The past career of the younger brother, Honoratus, who has been advocate at Spoleto, and has had to contend with the corrupt tendencies of Provincial judges, full of their little importance, and removed from the wholesome control which the opinion of the Senate exercised upon them at Rome, is then sketched; and the hope is expressed that, in the words of the Virgilian quotation[380], this bough upon the family tree will be found as goodly as that which it has untimely lost.
Duties of the Quaestorship.
The letter to the Senate has an interesting passage on the duties and responsibilities of the Quaestor.

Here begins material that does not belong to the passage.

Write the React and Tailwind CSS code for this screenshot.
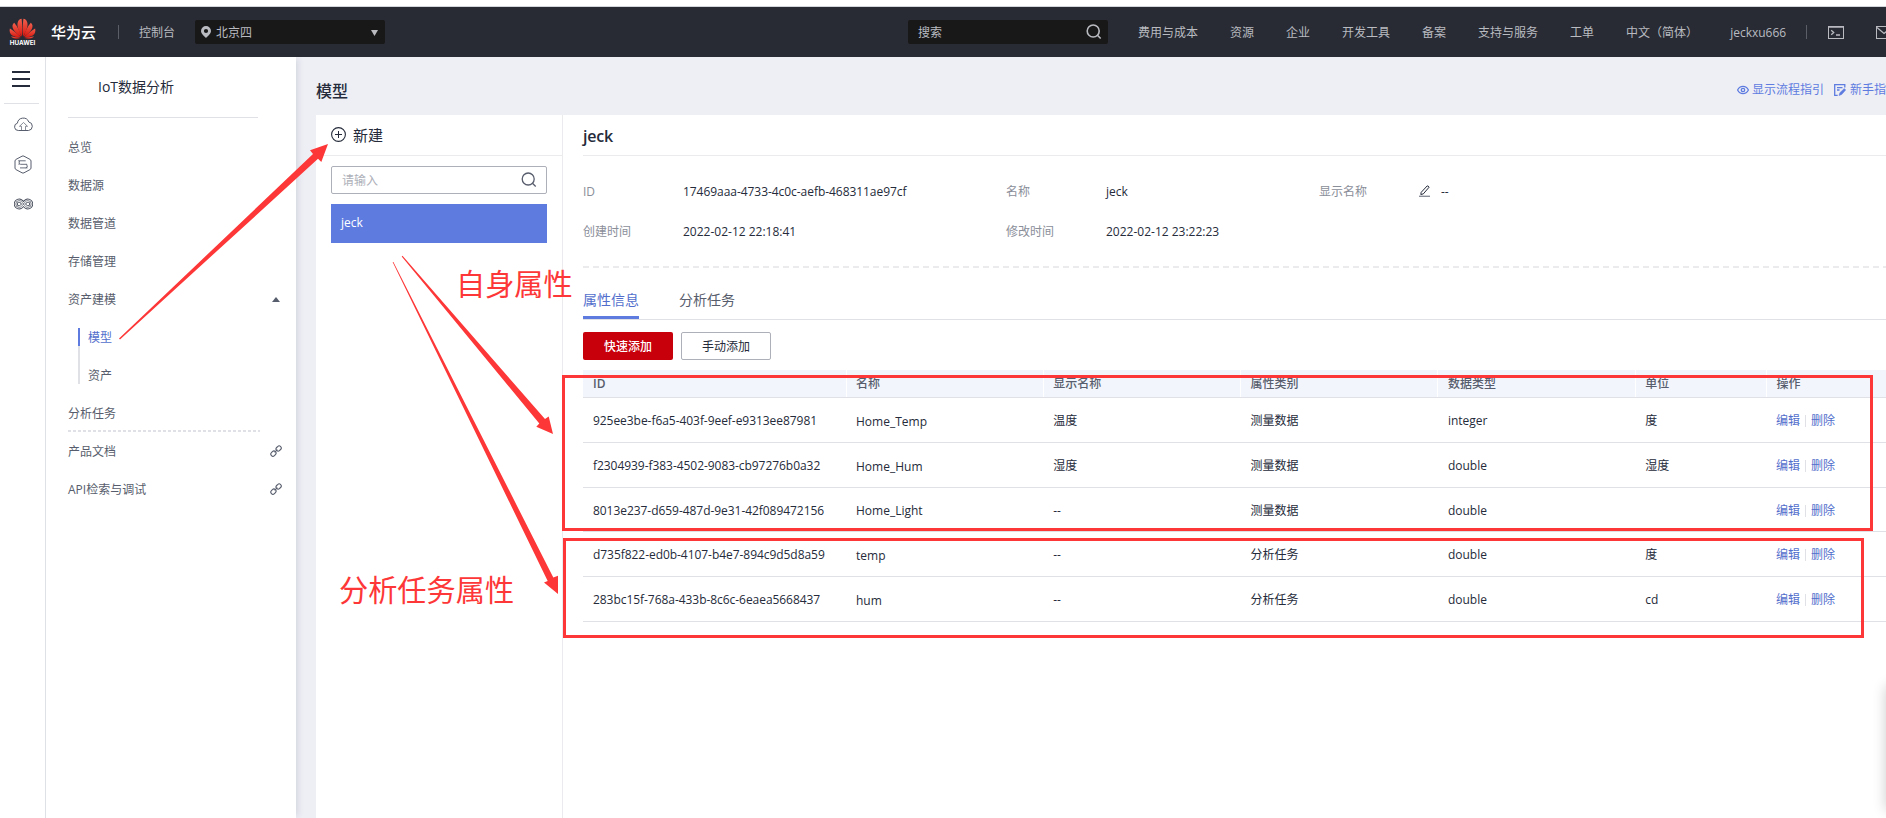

'It is only men whom we consider to be of the highest learning that we raise to the dignity of the Quaestorship, such men as are fitted to be interpreters of the laws and sharers of our counsels. This is an honour which neither riches nor high birth by itself can procure, only learning joined with prudence. In granting all other dignities we confer favours, but from the holder of this we ever receive them. He is favoured to have a share in our anxieties; he enters in by the door of our thoughts; he is intimately acquainted with the breast in which the cares of the whole State are weighed. Think what judgment you ought to form of a man who is partaker of such a confidence. From him we require skill in the laws; to him flow together all the prayers of all suitors, and (a thing more precious than any treasure) to him is committed our own reputation for civilitas. Under a just Quaestor the mind of an innocent man is at rest: only the wicked become anxious as to the success of their evil designs; and thus the bad lose their hope of plunder, while more earnestness is shown in the practice of virtue. It is his to safeguard the just rights of all men: temperate in expenditure, lavish in his zeal for justice, incapable of deception, prompt in succour. He serves that Sovereign mind before which all bow: through his lips must he speak who has not an equal in the land.'
[5.] King Theodoric to the Sajo Mannila.
Abuses of the Cursus Publicus.
Repeats the injunctions given in Letter [iv. 47] against improper use of the public post-horses, and overloading of the extra horses. The fines imposed are the same as in that letter [with the addition of a fine of two ounces of gold (about £6 10s.) for overloading]; the examples from Natural History are similar. 'The very bird when weighted with a load flies slowly. Ships though they cannot feel their toils, yet move tardily when they are filled with cargo. What can the poor quadruped do when pressed by too great burden? It succumbs.'
But apparently this rule against overloading is not to apply to Praepositi (Provincial Governors?), since 'reverenda antiquitas' has given them special rights over the Cursus Publicus.